The bleeding edge of games culture isn’t at E3, it’s down the pub
The culture of video games can feel a little stale. Try to find it and you generally end up on Twitter, where an echo chamber of opinions forms and any naysayers are hoisted up and pelted.
Expos aren’t any better. These big-money, AAA spectacles sprawl across halls the world over, ignoring discussion in the name of sitting you down in a booth and putting a controller in your hands.
But games culture isn’t just about hulking consumer events like E3 and Gamescom, or even the big development events like GDC. Nor is it limited to barbed, 140-character exchanges between personalities with a tendency for self-promotion. No, the stuff that’s really nudging gaming forward can be found in small events dotted around the world – events where people come together to pull apart the concepts of games and how we interact with them.
This is the bleeding edge of video games: underfunded and underappreciated events slipping between the cracks. These events are dedicated to changing the way we interact with the concept of play, as well as providing a place for those who want to talk about how games are made and come together to exchange ideas and party.
Some of it is in the curation, giving people things to make them think, things to play with. Somerset House in London recently hosted Now Play This, an exhibit centred on play, that gave people a chance to interact. (The excellent Hannah Nicklin has written more about curation here on Alphr.)
But there’s another side to it – the aspect of creation, of people coming together to exchange ideas and celebrate the act of play, no matter what form that takes.

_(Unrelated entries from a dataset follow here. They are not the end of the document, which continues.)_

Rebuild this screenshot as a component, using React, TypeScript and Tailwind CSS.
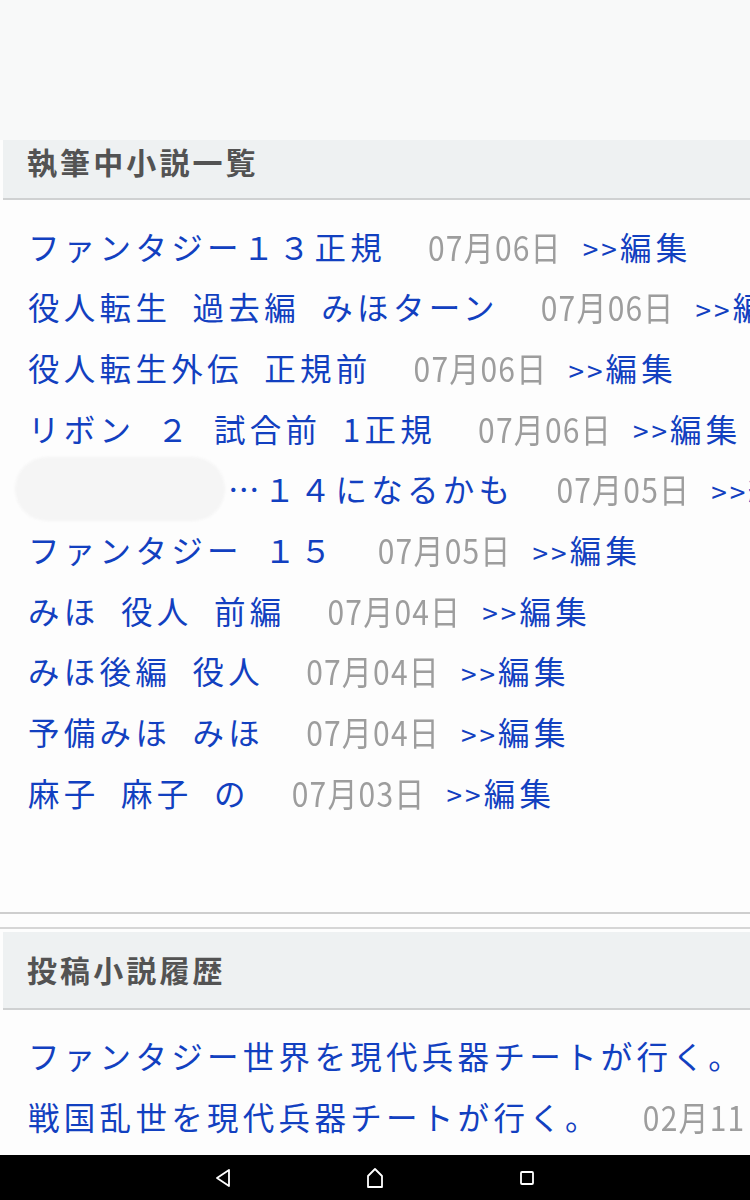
const drafts = [
  { title: "ファンタジー１３正規", date: "07月06日" },
  { title: "役人転生 過去編 みほターン", date: "07月06日" },
  { title: "役人転生外伝 正規前", date: "07月06日" },
  { title: "リボン ２ 試合前 1正規", date: "07月06日" },
  { title: "…１４になるかも", date: "07月05日", masked: true },
  { title: "ファンタジー １５", date: "07月05日" },
  { title: "みほ 役人 前編", date: "07月04日" },
  { title: "みほ後編 役人", date: "07月04日" },
  { title: "予備みほ みほ", date: "07月04日" },
  { title: "麻子 麻子 の", date: "07月03日" },
];

const posted = [
  { title: "ファンタジー世界を現代兵器チートが行く。", date: "02月11日" },
  { title: "戦国乱世を現代兵器チートが行く。", date: "02月11日" },
];

const font = { fontFamily: '"Noto Sans CJK JP", "Noto Sans", sans-serif' };

const SectionHeader = ({ label, tall }: { label: string; tall?: boolean }) => (
  <div
    className={`ml-[3px] flex items-center bg-[#eef1f2] border-b-2 border-[#cfd1d2] pl-[24px] ${
      tall ? "h-[78px]" : "h-[60px] pb-[16px]"
    }`}
  >
    <h2 className="text-[30px] font-bold tracking-[3.1px] text-[#535353]">{label}</h2>
  </div>
);

const Row = ({
  title,
  date,
  masked,
  edit = true,
}: {
  title: string;
  date: string;
  masked?: boolean;
  edit?: boolean;
}) => (
  <div className="flex h-[60.67px] items-center whitespace-nowrap pl-[28px] text-[31.5px] tracking-[4.3px] [word-spacing:10px] text-[#1240c0]">
    {masked && (
      <span className="-ml-[13px] mr-[3px] inline-block h-[64px] w-[210px] shrink-0 rounded-[32px] bg-[#f5f5f5] blur-[1px]" />
    )}
    <span>{title}</span>
    <span className="ml-[42px] inline-block scale-y-[1.15] text-[30px] tracking-[1.2px] text-[#9d9d9d]">
      {date}
    </span>
    {edit && (
      <span className="ml-[21px] flex items-center">
        <span className="mt-[4px] text-[28px] tracking-[3px]">&gt;&gt;</span>
        <span>編集</span>
      </span>
    )}
  </div>
);

const NavBar = () => (
  <div className="flex h-[45px] shrink-0 items-center justify-center gap-[128px] bg-black">
    <svg width="24" height="24" viewBox="0 0 24 24" fill="none" stroke="white" strokeWidth="1.8" strokeLinejoin="round">
      <path d="M18 4 L6 12 L18 20 Z" />
    </svg>
    <svg width="24" height="24" viewBox="0 0 24 24" fill="none" stroke="white" strokeWidth="1.8" strokeLinejoin="round">
      <path d="M12 3 L5 10 V21 H19 V10 Z" />
    </svg>
    <svg width="24" height="24" viewBox="0 0 24 24" fill="none" stroke="white" strokeWidth="1.8">
      <rect x="6" y="6" width="12" height="12" rx="1" />
    </svg>
  </div>
);

export default function App() {
  return (
    <div className="flex h-[1200px] w-[750px] flex-col overflow-hidden bg-[#fdfdfd]" style={font}>
      <div className="flex-1 overflow-hidden">
        <div className="h-[140px] bg-[#f8f9f9]" />
        <SectionHeader label="執筆中小説一覧" />
        <div className="border-b-2 border-[#cecece] pt-[16px] pb-[89px]">
          {drafts.map((d) => (
            <Row key={d.title} {...d} />
          ))}
        </div>
        <div className="mt-[13px] border-t-2 border-[#d6d6d6] pt-[3px]">
          <SectionHeader label="投稿小説履歴" tall />
          <div className="pt-[16px]">
            {posted.map((d) => (
              <Row key={d.title} {...d} />
            ))}
          </div>
        </div>
      </div>
      <NavBar />
    </div>
  );
}
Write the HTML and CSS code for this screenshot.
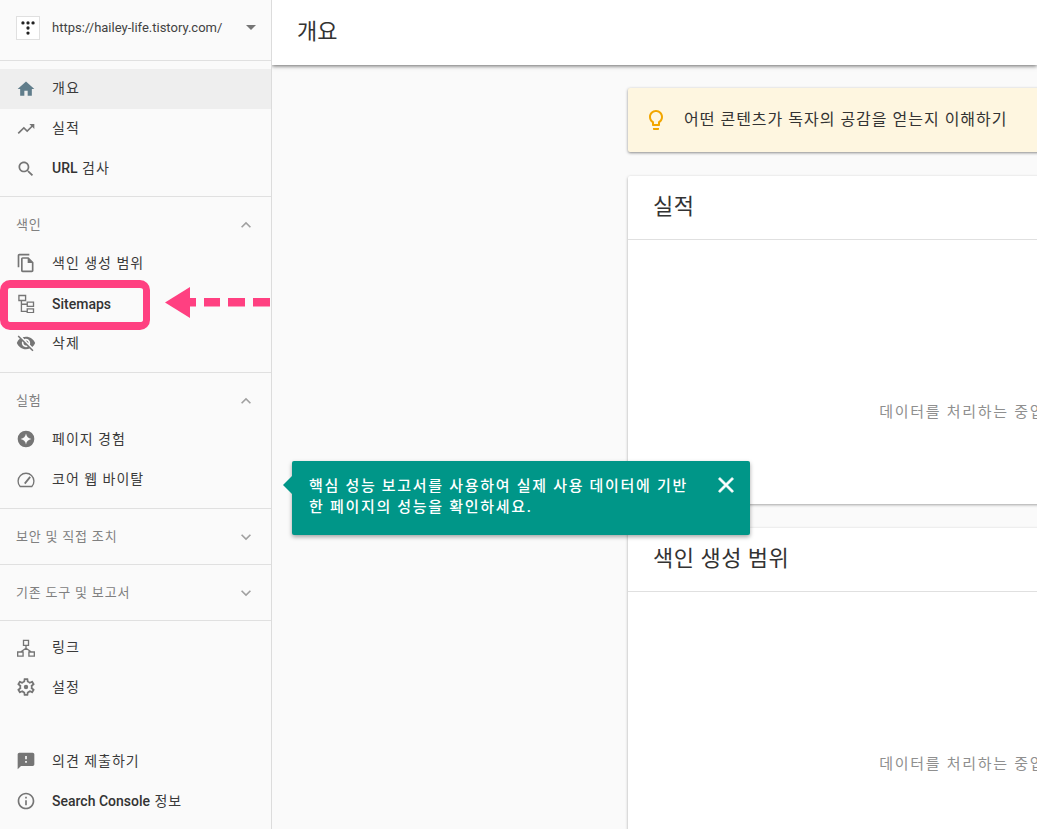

I have some bias in this area: I run the event VideoBrains, described by Vice as “the Ted talks of video games”, and building a better community around games is an all-consuming hobby. But there’s magic happening elsewhere, too – that aspect of creation, of people coming together to exchange ideas and feedback and help make games happen.
“I’m angry at senior video game figures that can’t talk about the culture of video games.”
Take Feral Vector, an event that ran at a loss of £150 last year in the Yorkshire town of Hebden Bridge, more famous of late for suffering devastating flooding. Event organiser David Hayward gave an impassioned speech to kick off the event, explaining his anger at a games industry that doesn’t seem to care for its own roots. “I’m angry at senior video game figures that can’t talk about the culture of video games,” he said. “It always comes back to the money. Every time. That creates a bleak future for them and for us.”
‘Conferences are a bit dull’
Despite its location 200 miles from London, the event was well attended by a variety of video game developers and enthusiasts, all of whom crowding into the town hall to talk about the things they love.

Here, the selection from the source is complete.